GCSE Maths Practice: probability-basics

Understanding Probability with Two Dice

Two-dice probability is a key part of higher-tier GCSE Maths because it introduces ideas such as combined outcomes, sample-space grids and symmetrical distributions. When rolling two fair dice, each die has six faces, so there are 6 × 6 = 36 equally likely ordered pairs. This clear structure allows you to calculate probabilities for specific sums, compare likelihoods and identify patterns across the sample space.

The Sample Space for Two Dice

The sample space consists of all ordered pairs (a, b) where a and b are numbers from 1 to 6. For example: (1,1), (1,2), (2,1), and so on. Because each die is independent and fair, each of the 36 outcomes has the same probability. Understanding this grid is essential for solving sum-based probability problems such as finding the likelihood of rolling a 7.

Why the Sum of 7 Is Special

The sum of 7 is often used in GCSE Maths because it has the highest number of combinations among all possible sums. These combinations are:

(1,6), (2,5), (3,4), (4,3), (5,2), (6,1)

The symmetry makes the total number of favourable outcomes easy to recognise. There are six such pairs, which is more than any other sum.

Worked Example 1: Sum of 10

Pairs that sum to 10 are (4,6), (5,5) and (6,4). That gives three favourable outcomes. The probability is therefore 3/36, which simplifies to 1/12. This process mirrors the method used for sum of 7 but with fewer combinations.

Worked Example 2: Sum of 2 or Sum of 12

These are the least likely sums because each has only one combination:

• Sum of 2 → (1,1)
• Sum of 12 → (6,6)

Each has probability 1/36.

Worked Example 3: Sum Greater Than 8

To find the probability of rolling a sum greater than 8, list all pairs: 9 (4 combinations), 10 (3 combinations), 11 (2 combinations), 12 (1 combination).
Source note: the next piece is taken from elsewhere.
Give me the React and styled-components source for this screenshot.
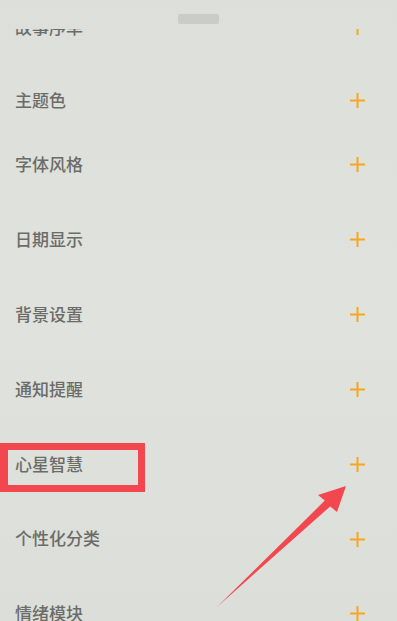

Total favourable outcomes = 10. Probability = 10/36, simplified to 5/18. This example builds on the same method and develops higher-tier reasoning.

Common Mistakes

• Assuming the sums are equally likely—even though combinations differ.
• Forgetting that the pairs are ordered, meaning (2,5) and (5,2) are different outcomes.
• Incorrectly multiplying probabilities instead of listing outcomes when sums are involved.
• Thinking two dice have 12 outcomes instead of 36—this leads to major errors.

Real-Life Applications

Two-dice probability is widely used in gaming, simulation modelling, statistical reasoning and random event generation in computing. Understanding the structure of combined outcomes helps with more advanced topics such as probability distributions, expected values and statistical sampling. It also forms a foundation for A-level Mathematics and Statistics modules.

FAQ

Q: Why are some sums more likely than others?
Because different sums have different numbers of outcome pairs. The more combinations, the more likely the sum.

Q: Are the dice independent?
Yes. The outcome of one die does not affect the other, which is why every pair has equal probability.

Q: Should we simplify 6/36?
You may simplify to 1/6 if the question asks for simplest form, but 6/36 is acceptable unless stated.

Study Tip

Whenever handling two-dice probability, sketch a quick 6 × 6 table. This makes it easy to visualise all 36 outcomes, identify symmetrical patterns and avoid missing any combinations. This technique is excellent for GCSE exam accuracy and speed.